Funding: This work was supported by the major projects of the National Natural Science Foundation of China (No. 81891012), The Drug Innovation Major Project (No. 2018ZX09711001-009), The National Key R&D Plan (No. 2017YFC1702504), Central Public-Interest Scientific Institution Basal Research Fund (No. 2018PT35030), and The National Key R&D Plan (No. 2018YFC1707408), The Drug Innovation Major Project (No. 2015ZX09101020).
Reporting Checklist: The authors have completed the ARRIVE reporting checklist. Available at http://dx.doi.org/10.21037/atm-20-4898
Data Sharing Statement: Available at http://dx.doi.org/10.21037/atm-20-4898
Peer Review File: Available at http://dx.doi.org/10.21037/atm-20-4898
Conflicts of Interest: All authors have completed the ICMJE uniform disclosure form (available at http://dx.doi.org/10.21037/atm-20-4898). The authors have no conflicts of interest to declare.
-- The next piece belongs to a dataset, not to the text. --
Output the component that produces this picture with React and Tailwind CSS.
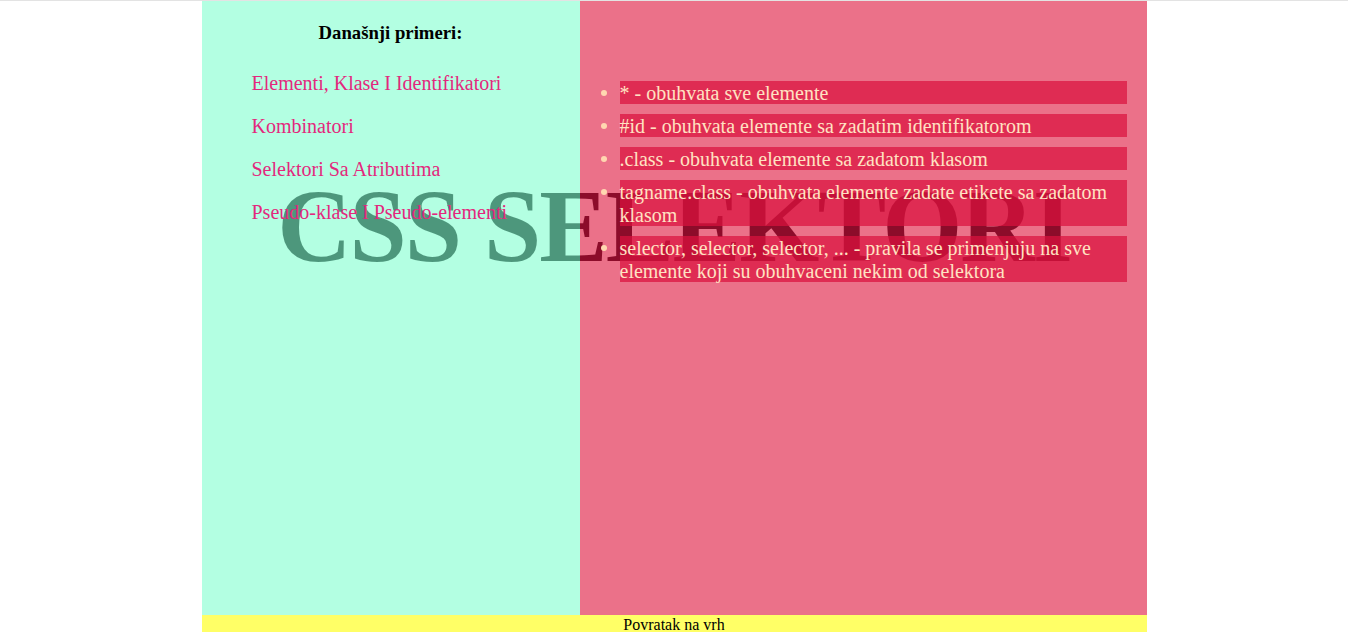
export default function App() {

  const links = [
    "Elementi, Klase I Identifikatori",
    "Kombinatori",
    "Selektori Sa Atributima",
    "Pseudo-klase I Pseudo-elementi",
  ];

  const items = [
    "* - obuhvata sve elemente",
    "#id - obuhvata elemente sa zadatim identifikatorom",
    ".class - obuhvata elemente sa zadatom klasom",
    "tagname.class - obuhvata elemente zadate etikete sa zadatom klasom",
    "selector, selector, selector, ... - pravila se primenjuju na sve elemente koji su obuhvaceni nekim od selektora",
  ];

  return (
    <div className="min-h-screen bg-white border-t border-[#e3e3e3] font-['Liberation_Serif',serif] text-black">

      <div className="relative mx-auto w-[945px]">

        <div className="flex h-[614px]">

          {/* ================= LEFT ================= */}
          <div className="w-[378px] bg-[#b3ffe2] pt-[21px]">

            <div className="relative z-10">

              <h3 className="text-center text-[18.72px] leading-[22px] font-bold">
                Današnji primeri:
              </h3>

              <div className="mt-[28px] pl-[50px] flex flex-col gap-[20px]">
                {links.map((link) => (
                  <a
                    key={link}
                    href="#"
                    className="text-[20px] leading-[23px] text-[#e3287d]"
                  >
                    {link}
                  </a>
                ))}
              </div>

            </div>

          </div>

          {/* ================= RIGHT ================= */}
          <div className="flex-1 bg-[#eb7189] pt-[80px] pl-[40px] pr-[20px]">

            <ul className="relative z-10 list-disc flex flex-col gap-[10px] marker:text-[#ffd7b0]">
              {items.map((item) => (
                <li
                  key={item}
                  className="bg-[rgba(218,18,63,0.72)] text-[20px] leading-[23px] text-[#ffe2c2]"
                >
                  <span className="relative top-[1px]">{item}</span>
                </li>
              ))}
            </ul>

          </div>

        </div>

        <h1 className="absolute inset-x-0 top-[174px] text-center text-[103px] leading-none font-bold tracking-[-2px] bg-[linear-gradient(to_right,#4d977c_378px,#8c0c2a_378px)] bg-clip-text text-transparent">
          CSS SELEKTORI
        </h1>

        <footer className="bg-[#ffff66] text-center text-[16px] leading-[20px]">
          Povratak na vrh
        </footer>

      </div>

    </div>
  );
}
Ethical Statement: The authors are accountable for all aspects of the work in ensuring that questions related to the accuracy or integrity of any part of the work are appropriately investigated and resolved. The study was approved by the Institutional Animal Care and Use Committee of Chinese Academy of Medical Sciences and Peking Union Medical College (SYXK 2017-0020). All rats care and experimental procedures were reported in accordance with the Laboratory Animal Ethics Committee of the Institute of Medicinal Plant Development, Peking Union Medical College and complied with NIH Guidelines for the Care and Use of Laboratory Animals.